La cura che Renzi quotidianamente dice di porre per risultare in «sintonia con la gente e non con le liturgie di partito» va di pari passo con la cura con la quale il presidente del Consiglio riempie la sua agenda internazionale. In poche settimane è infatti riuscito ad avere incontri a tu per tu con quasi tutti i leader dei più importanti paesi, eccetto il nuovo leader cinese Xi Jinping sfiorato al summit dell’Aja.

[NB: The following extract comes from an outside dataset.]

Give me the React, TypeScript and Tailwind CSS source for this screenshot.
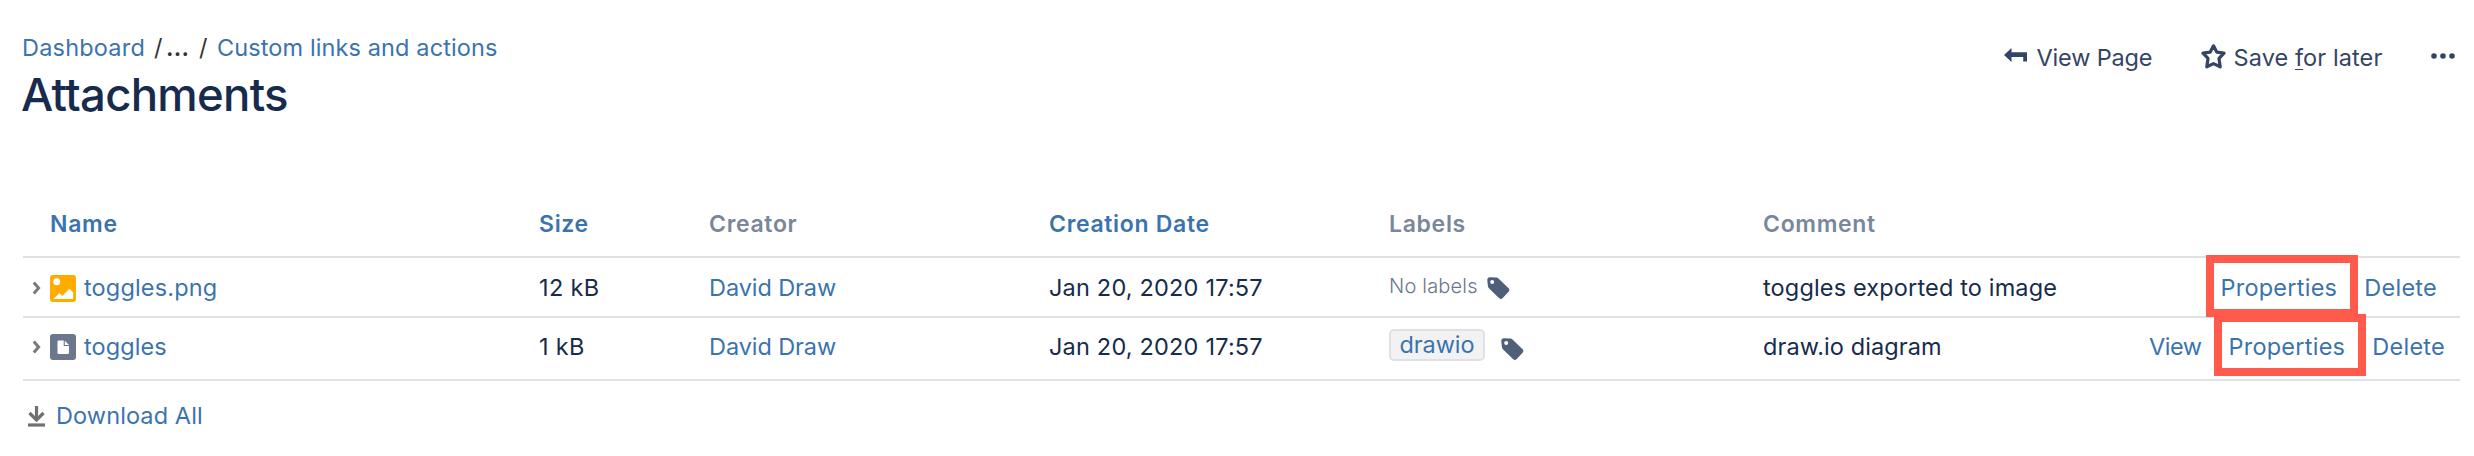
import React from 'react';

const COLS = 'grid w-[2437px] grid-cols-[516px_170px_340px_340px_374px_350px_347px] border-b-2 border-[#dfe1e6]';
const LINK = 'text-[#3b73af]';

function TagIcon({ className }: { className: string }) {
  return (
    <svg className={className} width="23" height="23" viewBox="0 0 23 23" aria-hidden="true">
      <path
        fillRule="evenodd"
        fill="#505f79"
        d="M3 .3 9.4 .5Q10.600 .6 11.500 1.500L21.600 11.300Q23.200 13 21.600 14.700L15.500 21.200Q13.900 22.800 12.200 21.200L1.900 11.200Q1.100 10.400 .9 9.300L.3 3.300Q.2 .3 3 .3ZM5.200 3.100a2 2 0 1 0 0 4a2 2 0 0 0 0-4Z"
      />
    </svg>
  );
}

function Chevron() {
  return (
    <svg className="mr-2 ml-[9px]" width="10" height="14" viewBox="0 0 10 14" fill="none" aria-hidden="true">
      <path d="M1.800 1.500 6.600 7l-4.800 5.500" stroke="#7a7a7a" strokeWidth="3" />
    </svg>
  );
}

function ImageFileIcon() {
  return (
    <svg className="mr-2" width="26" height="27" viewBox="0 0 26 27" aria-hidden="true">
      <rect width="26" height="27" rx="3" fill="#ffab00" />
      <circle cx="6.700" cy="6.800" r="3.500" fill="#fff" />
      <path d="M3.300 23.900 9.500 17.900l2.800 3.200L19.300 13.800 23.200 17.600v6.300Z" fill="#fff" />
    </svg>
  );
}

function GenericFileIcon() {
  return (
    <svg className="mr-2" width="26" height="26" viewBox="0 0 26 26" aria-hidden="true">
      <rect width="26" height="26" rx="3" fill="#6b778c" />
      <path d="M8.700 6.500h5V12h5.300v6.800q0 1.200-1.200 1.200H8.700q-1.200 0-1.200-1.200V7.700q0-1.200 1.200-1.200ZM14.800 6.700 19 11h-4.200Z" fill="#fff" />
    </svg>
  );
}

function Highlighted({ children }: { children: string }) {
  return (
    <a className={`relative tracking-[0.25px] ${LINK}`}>
      {children}
      <span className="absolute -top-[19px] -left-[14px] h-[62px] w-[152px] border-8 border-[#ff5a4c]" />
    </a>
  );
}

export default function App() {
  return (
    <div className="h-[456px] w-[2474px] overflow-hidden bg-white pl-[23px] font-[Inter,sans-serif] text-[23.5px] leading-7 tracking-[0.15px] whitespace-nowrap text-[#172b4d]">
      <header className="flex h-[194px] justify-between">
        <div className="pt-[34px]">
          <nav className="flex text-[#333]">
            <a className={`-ml-px w-[132px] tracking-[0.2px] ${LINK}`}>Dashboard</a>
            <span className="w-[12px]">/</span>
            <span className="w-[33px] font-semibold tracking-[0.3px]">...</span>
            <span className="w-[18px]">/</span>
            <a className={`tracking-[0.11px] ${LINK}`}>Custom links and actions</a>
          </nav>
          <h1 className="mt-[5px] -ml-[2px] text-[45.5px] leading-[56px] font-medium tracking-[-0.72px]">Attachments</h1>
        </div>
        <div className="mt-[42px] mr-[19px] flex h-7 items-center text-[#344563]">
          <svg className="mr-2.5 mb-[3px]" width="23" height="14" viewBox="0 0 23 14" aria-hidden="true">
            <path d="M0 7 7.500 0v4.200H23V13.500h-3.800V9H7.500v5Z" fill="#344563" />
          </svg>
          <a className="mt-1 w-[164px] tracking-[-0.17px]">View Page</a>
          <svg className="mr-2" width="25" height="25" viewBox="0 0 25 25" fill="none" aria-hidden="true">
            <path
              d="M12.500 1.800 15.900 8.200 23 9.200 18 14.400 19.200 22.800 12.500 19.600 5.800 22.800 7 14.400 2 9.200 9.100 8.200Z"
              stroke="#344563"
              strokeWidth="3.200"
              strokeLinejoin="round"
            />
          </svg>
          <a className="mt-1 w-[197.5px] tracking-[0.1px]">
            Save <span className="underline decoration-1 underline-offset-[3px]">f</span>or later
          </a>
          <svg width="24" height="6" viewBox="0 0 24 6" fill="#344563" aria-hidden="true">
            <circle cx="3" cy="3" r="2.800" />
            <circle cx="12" cy="3" r="2.800" />
            <circle cx="21" cy="3" r="2.800" />
          </svg>
        </div>
      </header>

      <div className={`${COLS} h-16 pt-4 text-[23px] font-semibold tracking-[0.68px] text-[#7a869a]`}>
        <span className={`pl-[27px] ${LINK}`}>Name</span>
        <span className={LINK}>Size</span>
        <span>Creator</span>
        <span className={LINK}>Creation Date</span>
        <span>Labels</span>
        <span>Comment</span>
      </div>

      <div className={`${COLS} h-[60px] pt-4`}>
        <div className="flex h-7 items-center">
          <Chevron />
          <ImageFileIcon />
          <a className={`tracking-[0.15px] ${LINK}`}>toggles.png</a>
        </div>
        <span className="tracking-[0.35px]">12 kB</span>
        <a className={`tracking-[-0.08px] ${LINK}`}>David Draw</a>
        <span className="tracking-[0.19px]">Jan 20, 2020 17:57</span>
        <div className="flex h-7">
          <span className="-mt-[2px] w-[98px] text-xl leading-7 font-light tracking-[0.2px] text-[#6b778c]">No labels</span>
          <TagIcon className="mt-[3px]" />
        </div>
        <span>toggles exported to image</span>
        <div className="flex justify-end pr-[23px]">
          <Highlighted>Properties</Highlighted>
          <a className={`ml-[27px] tracking-[0.25px] ${LINK}`}>Delete</a>
        </div>
      </div>

      <div className={`${COLS} h-[63px] pt-[15px]`}>
        <div className="flex h-7 items-center">
          <Chevron />
          <GenericFileIcon />
          <a className={`tracking-[0.1px] ${LINK}`}>toggles</a>
        </div>
        <span className="tracking-[0.3px]">1 kB</span>
        <a className={`tracking-[-0.08px] ${LINK}`}>David Draw</a>
        <span className="tracking-[0.19px]">Jan 20, 2020 17:57</span>
        <div className="flex">
          <span className={`-mt-1 mr-4 flex h-8 w-[96px] justify-center rounded-[5px] border-2 border-[#dfe1e6] bg-[#f2f2f2] leading-7 tracking-[-0.07px] ${LINK}`}>
            drawio
          </span>
          <TagIcon className="mt-[5px]" />
        </div>
        <span className="tracking-[0.08px]">draw.io diagram</span>
        <div className="flex justify-end pr-[15px]">
          <a className={`mr-[27px] tracking-[-0.5px] ${LINK}`}>View</a>
          <Highlighted>Properties</Highlighted>
          <a className={`ml-[27px] tracking-[0.25px] ${LINK}`}>Delete</a>
        </div>
      </div>

      <footer className="mt-[21px] flex h-7 items-center pl-[5px]">
        <svg className="mr-[11px]" width="17" height="21" viewBox="0 0 17 21" fill="none" stroke="#707070" aria-hidden="true">
          <path d="M8.500 0v13M1.500 7l7 7 7-7" strokeWidth="3.200" />
          <path d="M0 19h17" strokeWidth="3.200" />
        </svg>
        <a className={`tracking-[0.1px] ${LINK}`}>Download All</a>
      </footer>
    </div>
  );
}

Renzi continua a tenere alta l’asticella delle attese e delle promesse convinto che sarà comunque un successo anche se qualcuna dovesse slittare più avanti. Nella pattuglia ministeriale non si registrano per il momento sbavature e la sortita di ieri l’altro del ministro Stefania Giannini non preoccupa il premier che sui prepensionamenti di massa cova da tempo più di un dubbio, preferendo la mobilità al sovraccarico di pensionati sul bilancio pubblico. Il «più imponente processo di trasformazione degli ultimi trent’anni», come lo ha definito la stampa americana, verrà domani supportato dal pacchetto di riforme istituzionali che il ministro Maria Elena Boschi presenterà in consiglio dei ministri e che ieri stava ancora limando nella parte relativa alla composizione del Senato. Lo sgravio Irpef di 80 euro in busta paga entro Maggio per una decina di milioni di lavoratori dipendenti, resta per Renzi la carta più importante sulla quale si misura la credibilità del governo, ma anche il pacchetto di riforme - a costo zero per le casse del ministro dell’Economia Pier Carlo Padoan - sono in grado di produrre quel consenso che permetterebbe a Renzi di alzare non solo il suo personalissimo indice di gradimento, ma anche le percentuali del partito.





DESERTO

Azzerata la concertazione con imprenditori e sindacati, ridotto all’osso il dibattito interno al partito, il presidente del Consiglio sembra avere la strada spianata, se non un deserto, davanti. Il partito è stato affidato di fatto alle doti mediatorie di Lorenzo Guerini e alla capacità comunicativa di Deborah Serracchiani. Le opposizioni interne al Pd si sono frantumate e al dunque anche nel gruppo parlamentare della Camera, messo insieme da Pier Luigi Bersani, sembra prevalere nei momenti decisivi più la voglia di restare in Parlamento che di combattere. Correzioni e limature sono possibili sia al decreto lavoro, sia alla riforma costituzionale che cambierà le funzioni di palazzo Madama e riscriverà il Titolo V. Aggiustamenti che, specie sul jobs-act - già attuato per decreto - sono possibili «a patto che non stravolgano l’impianto». Malgrado le resistenze interne e Forza Italia, Renzi è convinto che anche Berlusconi accetterà il cambio di calendario a patto che alla fine l’Italicum arrivi nell’aula del Senato prima delle elezioni europee. Infatti Renzi è convinto di poter avere una mano non da poco dal risultato delle elezioni europee per spianare le resistenze dei piccoli partiti. Un obiettivo che il presidente del Consiglio ha in comune con il Cavaliere che continua a raccogliere "pezzi" di centrodestra per evitare si scendere sotto il 20%.